**DATA SEGMENT:**
>> Start

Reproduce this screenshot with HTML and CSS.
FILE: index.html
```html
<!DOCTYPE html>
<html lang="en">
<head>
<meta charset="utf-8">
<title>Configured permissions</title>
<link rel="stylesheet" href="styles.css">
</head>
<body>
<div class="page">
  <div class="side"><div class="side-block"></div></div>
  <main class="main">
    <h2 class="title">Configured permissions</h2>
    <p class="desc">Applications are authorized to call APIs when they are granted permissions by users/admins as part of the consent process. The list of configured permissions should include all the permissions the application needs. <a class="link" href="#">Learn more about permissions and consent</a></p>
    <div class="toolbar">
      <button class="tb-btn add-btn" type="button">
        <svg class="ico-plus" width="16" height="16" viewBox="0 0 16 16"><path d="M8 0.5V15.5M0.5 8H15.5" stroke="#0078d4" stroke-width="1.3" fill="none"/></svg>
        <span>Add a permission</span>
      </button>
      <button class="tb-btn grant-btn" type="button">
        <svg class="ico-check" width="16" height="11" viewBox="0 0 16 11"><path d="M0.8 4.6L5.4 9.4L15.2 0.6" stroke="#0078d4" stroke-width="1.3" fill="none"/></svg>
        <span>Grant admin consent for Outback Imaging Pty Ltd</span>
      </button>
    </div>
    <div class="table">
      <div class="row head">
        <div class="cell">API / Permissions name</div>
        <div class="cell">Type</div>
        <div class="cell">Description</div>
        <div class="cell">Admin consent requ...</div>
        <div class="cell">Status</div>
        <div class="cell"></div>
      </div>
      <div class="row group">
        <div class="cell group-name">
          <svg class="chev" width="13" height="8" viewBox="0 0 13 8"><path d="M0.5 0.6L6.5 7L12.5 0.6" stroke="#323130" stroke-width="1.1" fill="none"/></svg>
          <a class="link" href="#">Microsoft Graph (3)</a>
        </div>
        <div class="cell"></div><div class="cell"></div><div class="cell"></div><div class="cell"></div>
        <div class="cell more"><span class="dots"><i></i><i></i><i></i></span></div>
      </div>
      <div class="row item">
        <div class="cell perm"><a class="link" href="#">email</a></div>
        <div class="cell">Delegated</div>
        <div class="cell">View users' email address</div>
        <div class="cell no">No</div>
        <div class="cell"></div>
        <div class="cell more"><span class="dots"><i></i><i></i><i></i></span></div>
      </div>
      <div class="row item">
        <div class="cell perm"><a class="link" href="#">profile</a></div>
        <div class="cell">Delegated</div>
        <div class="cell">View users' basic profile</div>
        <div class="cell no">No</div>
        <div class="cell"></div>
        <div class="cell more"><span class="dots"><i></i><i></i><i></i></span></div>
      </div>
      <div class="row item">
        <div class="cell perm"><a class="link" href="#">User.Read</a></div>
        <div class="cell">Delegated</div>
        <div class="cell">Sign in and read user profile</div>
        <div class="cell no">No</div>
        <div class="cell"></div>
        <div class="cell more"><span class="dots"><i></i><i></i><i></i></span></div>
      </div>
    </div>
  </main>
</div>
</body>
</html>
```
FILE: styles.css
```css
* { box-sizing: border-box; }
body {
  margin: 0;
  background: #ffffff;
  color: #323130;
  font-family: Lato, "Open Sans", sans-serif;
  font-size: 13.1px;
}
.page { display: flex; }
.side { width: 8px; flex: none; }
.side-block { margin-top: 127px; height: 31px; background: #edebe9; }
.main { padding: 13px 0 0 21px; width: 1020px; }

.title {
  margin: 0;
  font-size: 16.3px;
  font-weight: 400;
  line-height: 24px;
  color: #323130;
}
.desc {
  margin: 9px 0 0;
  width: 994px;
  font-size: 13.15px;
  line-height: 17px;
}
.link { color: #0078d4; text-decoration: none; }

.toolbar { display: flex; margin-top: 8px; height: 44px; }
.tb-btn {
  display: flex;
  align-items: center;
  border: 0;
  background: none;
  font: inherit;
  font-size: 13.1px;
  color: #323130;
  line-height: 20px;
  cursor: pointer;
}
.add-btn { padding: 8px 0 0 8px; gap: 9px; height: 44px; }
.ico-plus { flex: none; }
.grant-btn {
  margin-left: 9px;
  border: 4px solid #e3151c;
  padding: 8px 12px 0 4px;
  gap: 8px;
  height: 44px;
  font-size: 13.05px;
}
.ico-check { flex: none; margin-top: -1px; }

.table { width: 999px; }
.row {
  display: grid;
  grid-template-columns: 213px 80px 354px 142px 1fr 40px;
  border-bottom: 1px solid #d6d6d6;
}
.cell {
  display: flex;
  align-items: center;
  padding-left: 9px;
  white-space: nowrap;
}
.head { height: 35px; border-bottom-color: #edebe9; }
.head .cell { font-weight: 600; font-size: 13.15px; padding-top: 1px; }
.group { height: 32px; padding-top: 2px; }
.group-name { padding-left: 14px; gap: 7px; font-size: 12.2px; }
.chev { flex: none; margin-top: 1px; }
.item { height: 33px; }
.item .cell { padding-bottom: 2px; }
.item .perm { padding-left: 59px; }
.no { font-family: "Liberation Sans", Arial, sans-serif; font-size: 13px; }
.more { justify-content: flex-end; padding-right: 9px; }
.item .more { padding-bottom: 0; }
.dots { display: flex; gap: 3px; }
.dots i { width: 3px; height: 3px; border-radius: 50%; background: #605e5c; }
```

>> End

Please reproduce every line of the material word for word.

**THE SOLUTION:**
Reproduce this screenshot with HTML and CSS.
FILE: index.html
```html
<!DOCTYPE html>
<html lang="en">
<head>
<meta charset="utf-8">
<title>Configured permissions</title>
<link rel="stylesheet" href="styles.css">
</head>
<body>
<div class="page">
  <div class="side"><div class="side-block"></div></div>
  <main class="main">
    <h2 class="title">Configured permissions</h2>
    <p class="desc">Applications are authorized to call APIs when they are granted permissions by users/admins as part of the consent process. The list of configured permissions should include all the permissions the application needs. <a class="link" href="#">Learn more about permissions and consent</a></p>
    <div class="toolbar">
      <button class="tb-btn add-btn" type="button">
        <svg class="ico-plus" width="16" height="16" viewBox="0 0 16 16"><path d="M8 0.5V15.5M0.5 8H15.5" stroke="#0078d4" stroke-width="1.3" fill="none"/></svg>
        <span>Add a permission</span>
      </button>
      <button class="tb-btn grant-btn" type="button">
        <svg class="ico-check" width="16" height="11" viewBox="0 0 16 11"><path d="M0.8 4.6L5.4 9.4L15.2 0.6" stroke="#0078d4" stroke-width="1.3" fill="none"/></svg>
        <span>Grant admin consent for Outback Imaging Pty Ltd</span>
      </button>
    </div>
    <div class="table">
      <div class="row head">
        <div class="cell">API / Permissions name</div>
        <div class="cell">Type</div>
        <div class="cell">Description</div>
        <div class="cell">Admin consent requ...</div>
        <div class="cell">Status</div>
        <div class="cell"></div>
      </div>
      <div class="row group">
        <div class="cell group-name">
          <svg class="chev" width="13" height="8" viewBox="0 0 13 8"><path d="M0.5 0.6L6.5 7L12.5 0.6" stroke="#323130" stroke-width="1.1" fill="none"/></svg>
          <a class="link" href="#">Microsoft Graph (3)</a>
        </div>
        <div class="cell"></div><div class="cell"></div><div class="cell"></div><div class="cell"></div>
        <div class="cell more"><span class="dots"><i></i><i></i><i></i></span></div>
      </div>
      <div class="row item">
        <div class="cell perm"><a class="link" href="#">email</a></div>
        <div class="cell">Delegated</div>
        <div class="cell">View users' email address</div>
        <div class="cell no">No</div>
        <div class="cell"></div>
        <div class="cell more"><span class="dots"><i></i><i></i><i></i></span></div>
      </div>
      <div class="row item">
        <div class="cell perm"><a class="link" href="#">profile</a></div>
        <div class="cell">Delegated</div>
        <div class="cell">View users' basic profile</div>
        <div class="cell no">No</div>
        <div class="cell"></div>
        <div class="cell more"><span class="dots"><i></i><i></i><i></i></span></div>
      </div>
      <div class="row item">
        <div class="cell perm"><a class="link" href="#">User.Read</a></div>
        <div class="cell">Delegated</div>
        <div class="cell">Sign in and read user profile</div>
        <div class="cell no">No</div>
        <div class="cell"></div>
        <div class="cell more"><span class="dots"><i></i><i></i><i></i></span></div>
      </div>
    </div>
  </main>
</div>
</body>
</html>
```
FILE: styles.css
```css
* { box-sizing: border-box; }
body {
  margin: 0;
  background: #ffffff;
  color: #323130;
  font-family: Lato, "Open Sans", sans-serif;
  font-size: 13.1px;
}
.page { display: flex; }
.side { width: 8px; flex: none; }
.side-block { margin-top: 127px; height: 31px; background: #edebe9; }
.main { padding: 13px 0 0 21px; width: 1020px; }

.title {
  margin: 0;
  font-size: 16.3px;
  font-weight: 400;
  line-height: 24px;
  color: #323130;
}
.desc {
  margin: 9px 0 0;
  width: 994px;
  font-size: 13.15px;
  line-height: 17px;
}
.link { color: #0078d4; text-decoration: none; }

.toolbar { display: flex; margin-top: 8px; height: 44px; }
.tb-btn {
  display: flex;
  align-items: center;
  border: 0;
  background: none;
  font: inherit;
  font-size: 13.1px;
  color: #323130;
  line-height: 20px;
  cursor: pointer;
}
.add-btn { padding: 8px 0 0 8px; gap: 9px; height: 44px; }
.ico-plus { flex: none; }
.grant-btn {
  margin-left: 9px;
  border: 4px solid #e3151c;
  padding: 8px 12px 0 4px;
  gap: 8px;
  height: 44px;
  font-size: 13.05px;
}
.ico-check { flex: none; margin-top: -1px; }

.table { width: 999px; }
.row {
  display: grid;
  grid-template-columns: 213px 80px 354px 142px 1fr 40px;
  border-bottom: 1px solid #d6d6d6;
}
.cell {
  display: flex;
  align-items: center;
  padding-left: 9px;
  white-space: nowrap;
}
.head { height: 35px; border-bottom-color: #edebe9; }
.head .cell { font-weight: 600; font-size: 13.15px; padding-top: 1px; }
.group { height: 32px; padding-top: 2px; }
.group-name { padding-left: 14px; gap: 7px; font-size: 12.2px; }
.chev { flex: none; margin-top: 1px; }
.item { height: 33px; }
.item .cell { padding-bottom: 2px; }
.item .perm { padding-left: 59px; }
.no { font-family: "Liberation Sans", Arial, sans-serif; font-size: 13px; }
.more { justify-content: flex-end; padding-right: 9px; }
.item .more { padding-bottom: 0; }
.dots { display: flex; gap: 3px; }
.dots i { width: 3px; height: 3px; border-radius: 50%; background: #605e5c; }
```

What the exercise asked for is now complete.